Même problème pour ce qui est censé être l'attraction du film : Dracula. Interprété par Javier Botet, qui prête ses traits à la créature, le film fait le choix de couvrir l'acteur sous des tonnes d'effets visuels plus que visibles. Un autre choix artistique qui ne fait qu’enfoncer le film dans les tréfonds de l'oubli, en coupant toute possibilité de réel lors des apparitions du monstre ou de ses attaques. Rien ne paraît véritablement palpable et ce ne sont pas les quelques screamers qui vont éveiller en nous un semblant d'angoisse. Nous pouvons finir sur cette note très représentative du film : rien ne tend vers le réel.
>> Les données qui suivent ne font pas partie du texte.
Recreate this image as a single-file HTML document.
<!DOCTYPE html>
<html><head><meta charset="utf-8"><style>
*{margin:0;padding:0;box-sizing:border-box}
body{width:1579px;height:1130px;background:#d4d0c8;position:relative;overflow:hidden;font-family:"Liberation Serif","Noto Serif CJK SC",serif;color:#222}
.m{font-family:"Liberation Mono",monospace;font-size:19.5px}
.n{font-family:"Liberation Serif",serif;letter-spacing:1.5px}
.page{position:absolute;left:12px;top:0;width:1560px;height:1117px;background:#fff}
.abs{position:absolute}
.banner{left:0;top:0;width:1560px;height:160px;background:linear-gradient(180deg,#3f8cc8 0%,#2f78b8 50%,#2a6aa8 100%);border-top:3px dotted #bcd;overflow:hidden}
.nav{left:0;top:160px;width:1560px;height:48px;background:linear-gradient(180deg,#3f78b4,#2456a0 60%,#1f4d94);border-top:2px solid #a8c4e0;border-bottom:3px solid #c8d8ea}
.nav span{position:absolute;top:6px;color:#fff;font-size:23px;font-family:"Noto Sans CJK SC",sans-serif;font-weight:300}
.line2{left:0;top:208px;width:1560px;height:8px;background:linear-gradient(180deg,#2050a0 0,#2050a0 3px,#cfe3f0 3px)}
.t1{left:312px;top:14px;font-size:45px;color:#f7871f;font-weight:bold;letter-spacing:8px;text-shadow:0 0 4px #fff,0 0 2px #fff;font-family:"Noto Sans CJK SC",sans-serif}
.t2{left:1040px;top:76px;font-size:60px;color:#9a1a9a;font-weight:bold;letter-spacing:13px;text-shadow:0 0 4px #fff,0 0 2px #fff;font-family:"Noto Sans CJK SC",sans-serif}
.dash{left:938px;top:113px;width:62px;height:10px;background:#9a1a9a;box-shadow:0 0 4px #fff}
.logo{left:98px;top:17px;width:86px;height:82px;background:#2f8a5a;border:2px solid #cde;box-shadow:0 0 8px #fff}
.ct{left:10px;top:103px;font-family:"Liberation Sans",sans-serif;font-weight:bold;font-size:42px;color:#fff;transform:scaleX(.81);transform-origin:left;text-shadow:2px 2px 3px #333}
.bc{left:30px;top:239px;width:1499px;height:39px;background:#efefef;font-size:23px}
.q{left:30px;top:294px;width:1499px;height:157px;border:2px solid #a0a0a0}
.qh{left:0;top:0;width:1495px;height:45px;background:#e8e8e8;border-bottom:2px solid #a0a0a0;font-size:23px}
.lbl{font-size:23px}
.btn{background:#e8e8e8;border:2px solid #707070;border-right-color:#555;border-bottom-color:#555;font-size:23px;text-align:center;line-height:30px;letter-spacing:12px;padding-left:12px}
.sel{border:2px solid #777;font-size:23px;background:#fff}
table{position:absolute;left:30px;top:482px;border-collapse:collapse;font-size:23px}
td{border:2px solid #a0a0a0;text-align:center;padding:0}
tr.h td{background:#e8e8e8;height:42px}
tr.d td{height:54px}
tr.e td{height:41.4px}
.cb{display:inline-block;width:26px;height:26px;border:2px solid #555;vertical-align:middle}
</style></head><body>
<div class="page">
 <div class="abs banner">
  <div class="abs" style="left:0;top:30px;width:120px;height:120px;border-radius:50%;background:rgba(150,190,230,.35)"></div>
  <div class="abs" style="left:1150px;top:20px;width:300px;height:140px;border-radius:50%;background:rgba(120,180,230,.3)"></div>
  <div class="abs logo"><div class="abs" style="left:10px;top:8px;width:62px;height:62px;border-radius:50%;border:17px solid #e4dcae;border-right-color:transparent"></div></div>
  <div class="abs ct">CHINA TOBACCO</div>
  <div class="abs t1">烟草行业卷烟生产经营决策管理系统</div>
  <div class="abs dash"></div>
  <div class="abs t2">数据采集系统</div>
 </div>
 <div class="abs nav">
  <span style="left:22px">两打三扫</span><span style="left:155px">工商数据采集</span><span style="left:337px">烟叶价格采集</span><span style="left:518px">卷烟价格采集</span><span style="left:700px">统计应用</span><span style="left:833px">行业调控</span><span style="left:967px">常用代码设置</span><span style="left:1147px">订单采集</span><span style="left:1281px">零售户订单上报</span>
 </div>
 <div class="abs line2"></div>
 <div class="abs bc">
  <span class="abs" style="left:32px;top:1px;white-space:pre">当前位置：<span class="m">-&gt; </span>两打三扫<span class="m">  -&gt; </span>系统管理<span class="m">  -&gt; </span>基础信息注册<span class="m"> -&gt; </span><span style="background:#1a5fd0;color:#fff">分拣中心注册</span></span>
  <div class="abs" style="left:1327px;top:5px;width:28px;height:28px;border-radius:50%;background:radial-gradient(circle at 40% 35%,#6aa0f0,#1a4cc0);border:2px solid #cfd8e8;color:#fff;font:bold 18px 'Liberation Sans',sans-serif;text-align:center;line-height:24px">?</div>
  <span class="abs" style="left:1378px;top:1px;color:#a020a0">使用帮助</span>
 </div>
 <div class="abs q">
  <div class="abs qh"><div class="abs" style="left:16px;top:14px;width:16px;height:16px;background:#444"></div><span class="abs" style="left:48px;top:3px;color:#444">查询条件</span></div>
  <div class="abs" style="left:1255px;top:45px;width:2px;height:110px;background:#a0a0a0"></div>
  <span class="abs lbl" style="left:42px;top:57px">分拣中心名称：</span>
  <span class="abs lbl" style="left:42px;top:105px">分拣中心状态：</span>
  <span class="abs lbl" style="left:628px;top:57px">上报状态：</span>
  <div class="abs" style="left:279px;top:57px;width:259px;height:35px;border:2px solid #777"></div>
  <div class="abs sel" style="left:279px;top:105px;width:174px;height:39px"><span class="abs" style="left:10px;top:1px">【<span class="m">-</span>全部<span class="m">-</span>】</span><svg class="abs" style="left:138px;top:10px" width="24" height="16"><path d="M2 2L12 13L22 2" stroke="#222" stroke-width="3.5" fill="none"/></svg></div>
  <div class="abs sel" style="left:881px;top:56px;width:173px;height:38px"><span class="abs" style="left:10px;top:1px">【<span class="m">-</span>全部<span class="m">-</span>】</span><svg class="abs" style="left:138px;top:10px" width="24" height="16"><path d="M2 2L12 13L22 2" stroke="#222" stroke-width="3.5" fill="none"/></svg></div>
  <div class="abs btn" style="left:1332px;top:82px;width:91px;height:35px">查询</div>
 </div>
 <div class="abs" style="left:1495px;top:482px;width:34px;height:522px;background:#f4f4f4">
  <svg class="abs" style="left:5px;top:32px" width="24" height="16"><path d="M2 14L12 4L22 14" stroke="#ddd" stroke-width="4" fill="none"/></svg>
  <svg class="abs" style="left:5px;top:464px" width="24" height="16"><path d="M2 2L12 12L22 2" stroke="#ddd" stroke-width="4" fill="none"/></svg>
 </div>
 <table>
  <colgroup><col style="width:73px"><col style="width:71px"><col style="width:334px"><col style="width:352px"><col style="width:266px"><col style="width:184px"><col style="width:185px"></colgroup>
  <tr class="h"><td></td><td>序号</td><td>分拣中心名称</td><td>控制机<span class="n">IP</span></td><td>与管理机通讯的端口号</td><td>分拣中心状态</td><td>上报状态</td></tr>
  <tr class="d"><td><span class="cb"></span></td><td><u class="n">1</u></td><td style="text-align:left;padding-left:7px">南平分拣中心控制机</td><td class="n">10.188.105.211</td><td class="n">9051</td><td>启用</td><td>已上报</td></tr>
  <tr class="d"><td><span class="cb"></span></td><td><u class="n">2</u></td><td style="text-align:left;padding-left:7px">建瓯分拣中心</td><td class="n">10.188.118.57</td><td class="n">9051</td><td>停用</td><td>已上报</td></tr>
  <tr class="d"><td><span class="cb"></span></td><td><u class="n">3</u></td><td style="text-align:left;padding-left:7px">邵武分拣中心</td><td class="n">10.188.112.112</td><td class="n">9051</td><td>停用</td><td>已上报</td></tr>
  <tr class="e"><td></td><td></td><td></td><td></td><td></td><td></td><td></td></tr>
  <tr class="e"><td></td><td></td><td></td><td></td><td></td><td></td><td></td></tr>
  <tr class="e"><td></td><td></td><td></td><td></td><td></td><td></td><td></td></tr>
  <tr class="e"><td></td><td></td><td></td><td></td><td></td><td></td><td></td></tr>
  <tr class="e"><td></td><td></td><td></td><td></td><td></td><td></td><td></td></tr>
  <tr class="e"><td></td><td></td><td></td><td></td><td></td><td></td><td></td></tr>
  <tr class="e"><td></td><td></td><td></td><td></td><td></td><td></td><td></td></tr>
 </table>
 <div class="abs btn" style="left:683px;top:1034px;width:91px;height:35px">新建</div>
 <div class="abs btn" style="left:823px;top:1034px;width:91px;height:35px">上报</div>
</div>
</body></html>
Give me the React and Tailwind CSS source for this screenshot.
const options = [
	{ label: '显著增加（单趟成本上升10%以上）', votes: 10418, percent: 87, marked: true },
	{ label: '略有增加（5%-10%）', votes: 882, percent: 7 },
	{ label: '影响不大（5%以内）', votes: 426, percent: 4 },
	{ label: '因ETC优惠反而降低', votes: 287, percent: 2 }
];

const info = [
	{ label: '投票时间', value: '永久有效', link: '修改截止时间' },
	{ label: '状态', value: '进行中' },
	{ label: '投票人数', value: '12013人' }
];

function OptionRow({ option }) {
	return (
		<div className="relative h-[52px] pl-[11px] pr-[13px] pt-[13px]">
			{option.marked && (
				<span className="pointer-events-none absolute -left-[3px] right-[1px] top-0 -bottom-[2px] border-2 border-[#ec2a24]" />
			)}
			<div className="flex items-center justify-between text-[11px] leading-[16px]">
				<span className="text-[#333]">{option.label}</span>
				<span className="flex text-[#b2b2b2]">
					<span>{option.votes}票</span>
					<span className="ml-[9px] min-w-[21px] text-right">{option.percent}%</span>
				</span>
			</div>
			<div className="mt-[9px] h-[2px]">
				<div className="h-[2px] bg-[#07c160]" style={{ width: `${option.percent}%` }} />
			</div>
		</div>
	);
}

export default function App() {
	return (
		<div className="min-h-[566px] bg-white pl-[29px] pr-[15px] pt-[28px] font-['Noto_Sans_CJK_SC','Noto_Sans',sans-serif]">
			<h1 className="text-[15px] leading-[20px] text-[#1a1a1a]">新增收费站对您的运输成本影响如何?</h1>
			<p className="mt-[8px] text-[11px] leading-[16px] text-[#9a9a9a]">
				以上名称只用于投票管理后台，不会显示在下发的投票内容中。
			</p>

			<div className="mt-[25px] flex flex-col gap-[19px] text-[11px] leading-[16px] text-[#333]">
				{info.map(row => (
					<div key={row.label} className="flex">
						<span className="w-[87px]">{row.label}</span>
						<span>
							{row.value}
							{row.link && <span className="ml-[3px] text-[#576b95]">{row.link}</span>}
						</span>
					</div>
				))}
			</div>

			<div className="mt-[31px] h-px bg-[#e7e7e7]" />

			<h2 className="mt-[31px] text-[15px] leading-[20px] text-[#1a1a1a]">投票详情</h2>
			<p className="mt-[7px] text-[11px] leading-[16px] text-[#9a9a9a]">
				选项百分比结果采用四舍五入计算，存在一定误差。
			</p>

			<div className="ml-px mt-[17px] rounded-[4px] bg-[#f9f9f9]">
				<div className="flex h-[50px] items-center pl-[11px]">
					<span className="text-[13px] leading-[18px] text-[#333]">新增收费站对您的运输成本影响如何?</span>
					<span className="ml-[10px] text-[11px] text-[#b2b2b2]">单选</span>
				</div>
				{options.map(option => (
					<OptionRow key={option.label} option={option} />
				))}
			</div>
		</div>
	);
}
L'artificialité du récit de part son carton d'entrée, qui se tire une balle dans le pied, en passant par les innombrables tentatives absurdes de piéger Nosferatu (on attend le climax pour échafauder un plan qui ne met même pas le soleil dans la balance, grande menace des vampires, c'est pour vous dire), pour terminer avec un cliffhanger du pauvre où un personnage a survécu (illogique par rapport au roman d'origine soit dit en passant) et tente de se lancer à la poursuite du Comte Dracula…

On lève les yeux au ciel en constatant que le studio veut encore, envers et contre tous, son univers connecté rempli de suites et de spin-off tout aussi insipides les uns que les autres. Beaucoup parlent aujourd'hui de « contenu » plutôt que de films, et on voit bien avec ce genre de propositions que nous sommes dans le pur produit de contenu, produit parce qu'on le peut et massacré parce qu'on ne sait pas faire autrement. À quand une logique et une démarche investie pour des séries de films qui, sans prétendre à devenir de grandes œuvres, pourraient au moins prétendre à être un divertissement bien troussé et respectueux des spectateurs ? Ce n'est pas ce que "Les Dents de la mer" avait prouvé aux yeux du monde il y a de ça 50 ans ? Au vu de la tambouille qu'on nous sert, certains ont comme, on dirait, oublié.